On dit qu’entre Sinwar et les autres responsables politiques du Hamas, la confiance serait rompue. Le renseignement peut-il venir par-là ? Peut-il être trahi ?

Oui, bien sûr. Il peut être trahi aussi par des opposants internes au Hamas. On sait qu’il y a une vraie opposition de vision stratégique de ce que devra va être le mouvement islamiste après la guerre de Gaza. La branche politique extérieure (Arouri et Haniyeh) négociait une intégration du Hamas à l’OLP sur le modèle du Hezbollah, c’est-à-dire un Hamas qui gouvernerait dans le cadre d’une coalition sous la houlette de l’OLP. Il maintiendrait cependant sa capacité de décision autonome, notamment sur le plan de la lutte armée. Comme une espèce d’État dans l’État, sur le modèle de Hezbollah. Ce qui n’est pas du tout étonnant puisqu’ il y a un rapprochement ces dernières années entre le Hezbollah, le Hamas et l’Iran. Il y a un resserrement des liens tactiques et stratégiques.

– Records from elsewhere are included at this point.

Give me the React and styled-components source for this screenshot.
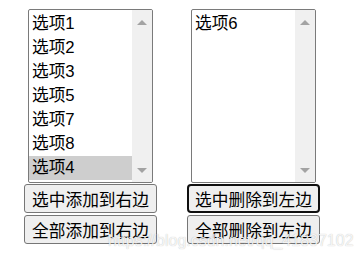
import React from 'react';
import styled, { createGlobalStyle } from 'styled-components';

const GlobalStyle = createGlobalStyle`
  body {
    margin: 0;
    background: #fff;
    font-family: "Liberation Sans", "Noto Sans CJK SC", sans-serif;
  }
`;

const Page = styled.div`
  position: relative;
  display: flex;
  gap: 28px;
  padding: 9px 0 0 23px;
  width: 362px;
  height: 260px;
  box-sizing: border-box;
`;

const Column = styled.div`
  display: flex;
  flex-direction: column;
  align-items: center;
  width: 135px;
`;

const ListBox = styled.div`
  display: flex;
  width: 125px;
  height: 174px;
  box-sizing: border-box;
  border: 1px solid #7a7a7a;
  border-radius: 2px;
  background: #fff;
  overflow: hidden;
`;

const Options = styled.div`
  flex: 1;
  padding-top: 2px;
`;

const Option = styled.div`
  height: 24px;
  line-height: 24px;
  padding-left: 3px;
  font-size: 16.7px;
  color: #000;
  background: ${({ $selected }) => ($selected ? '#cecece' : 'transparent')};
`;

const Scrollbar = styled.div`
  display: flex;
  flex-direction: column;
  justify-content: space-between;
  align-items: center;
  width: 20px;
  padding: 10px 0 9px;
  box-sizing: border-box;
  background: #f0f0f0;
`;

const Arrow = styled.span`
  width: 0;
  height: 0;
  border-left: 5px solid transparent;
  border-right: 5px solid transparent;
  ${({ $down }) =>
    $down ? 'border-top: 5px solid #a3a3a3;' : 'border-bottom: 5px solid #a3a3a3;'}
`;

const Buttons = styled.div`
  display: flex;
  flex-direction: column;
  align-items: center;
  gap: 2px;
  margin-top: 1px;
`;

const Button = styled.button`
  height: 29px;
  padding: 0 ${({ $focused }) => ($focused ? '6px' : '7px')};
  font-family: inherit;
  font-size: 16.7px;
  color: #000;
  background: #efefef;
  border: ${({ $focused }) => ($focused ? '2px solid #101010' : '1px solid #767676')};
  border-radius: ${({ $focused }) => ($focused ? '4px' : '3px')};
  white-space: nowrap;
`;

const Watermark = styled.div`
  position: absolute;
  left: 108px;
  top: 232px;
  font-size: 16px;
  color: rgba(255, 255, 255, 0.85);
  text-shadow: 0 0 1px rgba(0, 0, 0, 0.28);
  pointer-events: none;
  white-space: nowrap;
`;

const Select = ({ items, selected }) => (
  <ListBox>
    <Options>
      {items.map((item) => (
        <Option key={item} $selected={item === selected}>
          {item}
        </Option>
      ))}
    </Options>
    <Scrollbar>
      <Arrow />
      <Arrow $down />
    </Scrollbar>
  </ListBox>
);

export default function App() {
  return (
    <>
      <GlobalStyle />
      <Page>
        <Column>
          <Select
            items={['选项1', '选项2', '选项3', '选项5', '选项7', '选项8', '选项4']}
            selected="选项4"
          />
          <Buttons>
            <Button>选中添加到右边</Button>
            <Button>全部添加到右边</Button>
          </Buttons>
        </Column>
        <Column>
          <Select items={['选项6']} />
          <Buttons>
            <Button $focused>选中删除到左边</Button>
            <Button>全部删除到左边</Button>
          </Buttons>
        </Column>
        <Watermark>https://blog.csdn.net/qq_41837102</Watermark>
      </Page>
    </>
  );
}
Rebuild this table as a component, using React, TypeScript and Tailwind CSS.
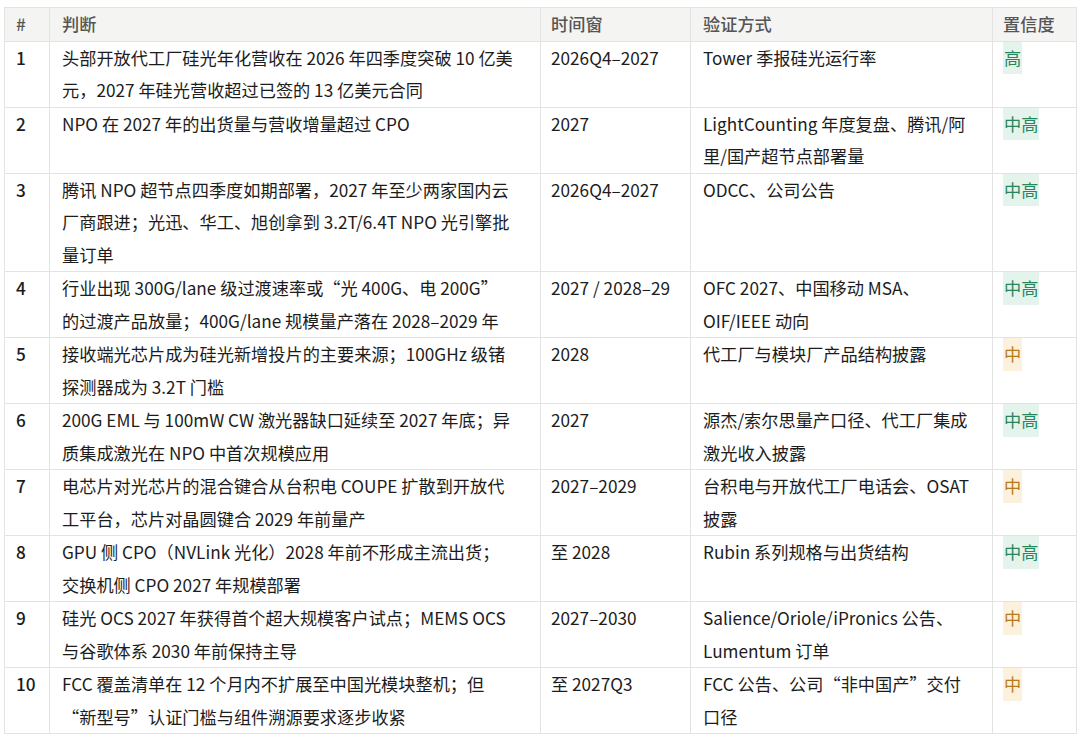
const rows = [
  {
    id: "1",
    claim: ["头部开放代工厂硅光年化营收在 2026 年四季度突破 10 亿美", "元，2027 年硅光营收超过已签的 13 亿美元合同"],
    time: "2026Q4–2027",
    check: ["Tower 季报硅光运行率"],
    level: "高",
  },
  {
    id: "2",
    claim: ["NPO 在 2027 年的出货量与营收增量超过 CPO"],
    time: "2027",
    check: ["LightCounting 年度复盘、腾讯/阿", "里/国产超节点部署量"],
    level: "中高",
  },
  {
    id: "3",
    claim: [
      "腾讯 NPO 超节点四季度如期部署，2027 年至少两家国内云",
      "厂商跟进；光迅、华工、旭创拿到 3.2T/6.4T NPO 光引擎批",
      "量订单",
    ],
    time: "2026Q4–2027",
    check: ["ODCC、公司公告"],
    level: "中高",
  },
  {
    id: "4",
    claim: ["行业出现 300G/lane 级过渡速率或“光 400G、电 200G”", "的过渡产品放量；400G/lane 规模量产落在 2028–2029 年"],
    time: "2027 / 2028–29",
    check: ["OFC 2027、中国移动 MSA、", "OIF/IEEE 动向"],
    level: "中高",
  },
  {
    id: "5",
    claim: ["接收端光芯片成为硅光新增投片的主要来源；100GHz 级锗", "探测器成为 3.2T 门槛"],
    time: "2028",
    check: ["代工厂与模块厂产品结构披露"],
    level: "中",
  },
  {
    id: "6",
    claim: ["200G EML 与 100mW CW 激光器缺口延续至 2027 年底；异", "质集成激光在 NPO 中首次规模应用"],
    time: "2027",
    check: ["源杰/索尔思量产口径、代工厂集成", "激光收入披露"],
    level: "中高",
  },
  {
    id: "7",
    claim: ["电芯片对光芯片的混合键合从台积电 COUPE 扩散到开放代", "工平台，芯片对晶圆键合 2029 年前量产"],
    time: "2027–2029",
    check: ["台积电与开放代工厂电话会、OSAT", "披露"],
    level: "中",
  },
  {
    id: "8",
    claim: ["GPU 侧 CPO（NVLink 光化）2028 年前不形成主流出货；", "交换机侧 CPO 2027 年规模部署"],
    time: "至 2028",
    check: ["Rubin 系列规格与出货结构"],
    level: "中高",
  },
  {
    id: "9",
    claim: ["硅光 OCS 2027 年获得首个超大规模客户试点；MEMS OCS", "与谷歌体系 2030 年前保持主导"],
    time: "2027–2030",
    check: ["Salience/Oriole/iPronics 公告、", "Lumentum 订单"],
    level: "中",
  },
  {
    id: "10",
    claim: ["FCC 覆盖清单在 12 个月内不扩展至中国光模块整机；但", "“新型号”认证门槛与组件溯源要求逐步收紧"],
    time: "至 2027Q3",
    check: ["FCC 公告、公司“非中国产”交付", "口径"],
    level: "中",
  },
]

const Level = ({ level }: { level: string }) => {
  if (level === "中") {
    return <span className="inline-block px-[1px] bg-[#fcf1dc] text-[#b77b1c]">{level}</span>
  }
  return <span className="inline-block px-[1px] bg-[#e4f3ec] text-[#25875b]">{level}</span>
}

const Lines = ({ lines }: { lines: string[] }) => (
  <>
    {lines.map((l, i) => (
      <div key={i} className="whitespace-nowrap">
        {l}
      </div>
    ))}
  </>
)

const App = () => {
  return (
    <div
      className="min-h-[739px] bg-white pt-[7px] pl-[4px]"
      style={{ fontFamily: '"Noto Sans CJK SC", "Noto Sans", sans-serif' }}
    >
      <table className="w-[1072px] table-fixed border-collapse text-[17.2px] leading-[32.5px] text-[#1c1c1c]">
        <colgroup>
          <col className="w-[45px]" />
          <col className="w-[491px]" />
          <col className="w-[150px]" />
          <col className="w-[302px]" />
          <col className="w-[84px]" />
        </colgroup>
        <thead>
          <tr className="bg-[#f4f4f3] text-[#555]">
            <th className="border border-[#e3e3e3] px-[11px] text-left font-medium">#</th>
            <th className="border border-[#e3e3e3] px-[12px] text-left font-medium">判断</th>
            <th className="border border-[#e3e3e3] px-[10px] text-left font-medium">时间窗</th>
            <th className="border border-[#e3e3e3] px-[12px] text-left font-medium">验证方式</th>
            <th className="border border-[#e3e3e3] px-[10px] text-left font-medium">置信度</th>
          </tr>
        </thead>
        <tbody>
          {rows.map((r) => (
            <tr key={r.id}>
              <td className="border border-[#e3e3e3] px-[11px] align-top font-medium">{r.id}</td>
              <td className="border border-[#e3e3e3] px-[12px] align-top">
                <Lines lines={r.claim} />
              </td>
              <td className="border border-[#e3e3e3] px-[10px] align-top">{r.time}</td>
              <td className="border border-[#e3e3e3] px-[12px] align-top">
                <Lines lines={r.check} />
              </td>
              <td className="border border-[#e3e3e3] px-[10px] align-top">
                <Level level={r.level} />
              </td>
            </tr>
          ))}
        </tbody>
      </table>
    </div>
  )
}

export default App
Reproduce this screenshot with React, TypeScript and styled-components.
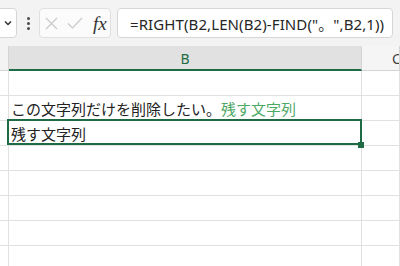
import React from 'react';
import styled, { createGlobalStyle } from 'styled-components';

const GlobalStyle = createGlobalStyle`
  body {
    margin: 0;
    background: #ffffff;
    overflow: hidden;
  }
`;

const GREEN = '#1f6b45';
const LINE = '#e1e1e1';

const Page = styled.div`
  width: 400px;
  height: 266px;
  overflow: hidden;
  background: #ffffff;
  font-family: 'Noto Sans', 'Noto Sans CJK JP', sans-serif;
  color: #222222;
`;

const Toolbar = styled.div`
  height: 46px;
  display: flex;
  align-items: center;
  background: #f3f3f3;
`;

const NameBox = styled.div`
  margin-left: -40px;
  width: 57px;
  height: 30px;
  box-sizing: border-box;
  border: 1px solid #d6d6d6;
  border-radius: 4px;
  background: #ffffff;
  display: flex;
  align-items: center;
  justify-content: flex-end;
  padding-right: 4px;
`;

const Dots = styled.div`
  width: 3px;
  margin: 0 9px 0 10px;
  display: flex;
  flex-direction: column;
  gap: 2px;

  span {
    width: 3px;
    height: 3px;
    border-radius: 50%;
    background: #4a4a4a;
  }
`;

const FxGroup = styled.div`
  width: 72px;
  height: 30px;
  box-sizing: border-box;
  border: 1px solid #e0e0e0;
  border-radius: 4px;
  background: #fbfbfb;
  display: flex;
  align-items: center;
  padding-left: 5px;
  gap: 9px;
`;

const FxLabel = styled.span`
  font-family: 'Liberation Serif', serif;
  font-style: italic;
  font-size: 19px;
  color: #333333;
  margin-left: 1px;
  line-height: 1;
`;

const FormulaBar = styled.div`
  flex: 1;
  margin: 0 7px 0 6px;
  height: 30px;
  box-sizing: border-box;
  border: 1px solid #d6d6d6;
  border-radius: 4px;
  background: #ffffff;
  display: flex;
  align-items: center;
  padding-left: 12px;
  font-size: 15px;
  letter-spacing: 0.1px;
  color: #262626;
  white-space: nowrap;
  overflow: hidden;
`;

const Row = styled.div`
  display: grid;
  grid-template-columns: 9px 353px 1fr;
  height: 25px;
`;

const Corner = styled.div`
  background: #f3f3f3;
  border-right: 1px solid #d4d4d4;
  border-bottom: 1px solid #d4d4d4;
`;

const ColHead = styled.div<{ $active?: boolean }>`
  box-sizing: border-box;
  background: ${({ $active }) => ($active ? '#e1e1e1' : '#f5f5f5')};
  border-right: 1px solid #d4d4d4;
  border-bottom: ${({ $active }) => ($active ? `2px solid ${GREEN}` : '1px solid #d4d4d4')};
  color: ${({ $active }) => ($active ? GREEN : '#444444')};
  font-size: 14px;
  display: flex;
  align-items: center;
  justify-content: ${({ $active }) => ($active ? 'center' : 'flex-start')};
  padding-left: ${({ $active }) => ($active ? '0' : '30px')};
  padding-top: 1px;
  overflow: hidden;
`;

const Cell = styled.div<{ $selected?: boolean }>`
  position: relative;
  box-sizing: border-box;
  border-right: 1px solid ${LINE};
  border-bottom: 1px solid ${LINE};
  display: flex;
  align-items: center;
  padding-left: 2px;
  font-family: 'Noto Sans CJK JP', sans-serif;
  font-size: 15px;
  white-space: nowrap;
  color: #222222;

  ${({ $selected }) =>
    $selected &&
    `
    &::after {
      content: '';
      position: absolute;
      top: -2px;
      left: -2px;
      right: -1px;
      bottom: 0;
      border: 2px solid ${GREEN};
      pointer-events: none;
    }
  `}
`;

const FillHandle = styled.span`
  position: absolute;
  right: -3px;
  bottom: -3px;
  width: 6px;
  height: 6px;
  background: ${GREEN};
  z-index: 1;
`;

const Kept = styled.span`
  color: #4ea865;
`;

const Chevron = () => (
  <svg width="8" height="6" viewBox="0 0 8 6">
    <path d="M1 1.5 L4 4.5 L7 1.5" fill="none" stroke="#333" strokeWidth="1.5" />
  </svg>
);

const Cross = () => (
  <svg width="13" height="13" viewBox="0 0 13 13">
    <path d="M1 1 L12 12 M12 1 L1 12" stroke="#c9c9c9" strokeWidth="1.2" />
  </svg>
);

const Check = () => (
  <svg width="16" height="12" viewBox="0 0 16 12">
    <path d="M1 6.5 L5.5 11 L15 1" fill="none" stroke="#c9c9c9" strokeWidth="1.2" />
  </svg>
);

const rows = [
  { text: null },
  {
    text: (
      <>
        この文字列だけを削除したい。<Kept>残す文字列</Kept>
      </>
    ),
  },
  { text: '残す文字列', selected: true },
  { text: null },
  { text: null },
  { text: null },
  { text: null },
  { text: null },
];

export default function App() {
  return (
    <Page>
      <GlobalStyle />
      <Toolbar>
        <NameBox>
          <Chevron />
        </NameBox>
        <Dots>
          <span />
          <span />
          <span />
        </Dots>
        <FxGroup>
          <Cross />
          <Check />
          <FxLabel>fx</FxLabel>
        </FxGroup>
        <FormulaBar>=RIGHT(B2,LEN(B2)-FIND("。",B2,1))</FormulaBar>
      </Toolbar>
      <Row>
        <Corner />
        <ColHead $active>B</ColHead>
        <ColHead>C</ColHead>
      </Row>
      {rows.map((r, i) => (
        <Row key={i}>
          <Cell />
          <Cell $selected={r.selected}>
            {r.text}
            {r.selected && <FillHandle />}
          </Cell>
          <Cell />
        </Row>
      ))}
    </Page>
  );
}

La ligne de Sinwar est différente. Il est beaucoup plus « jusqu’au-boutiste ». Lui considère que le Hamas peut sacrifier une grande partie des populations civiles (ce qu’il fait déjà). Il y a au moins un tiers des combattants du Hamas qui ont été tués ou blessés dans les combats, ce qui est quand même considérable. Mais lui, il estime que l’organisation peut survivre, même si elle est affaiblie militairement et politiquement. Il veut jouer la montre en espérant que les pressions internationales conduisent Israël à accepter un cessez-le-feu.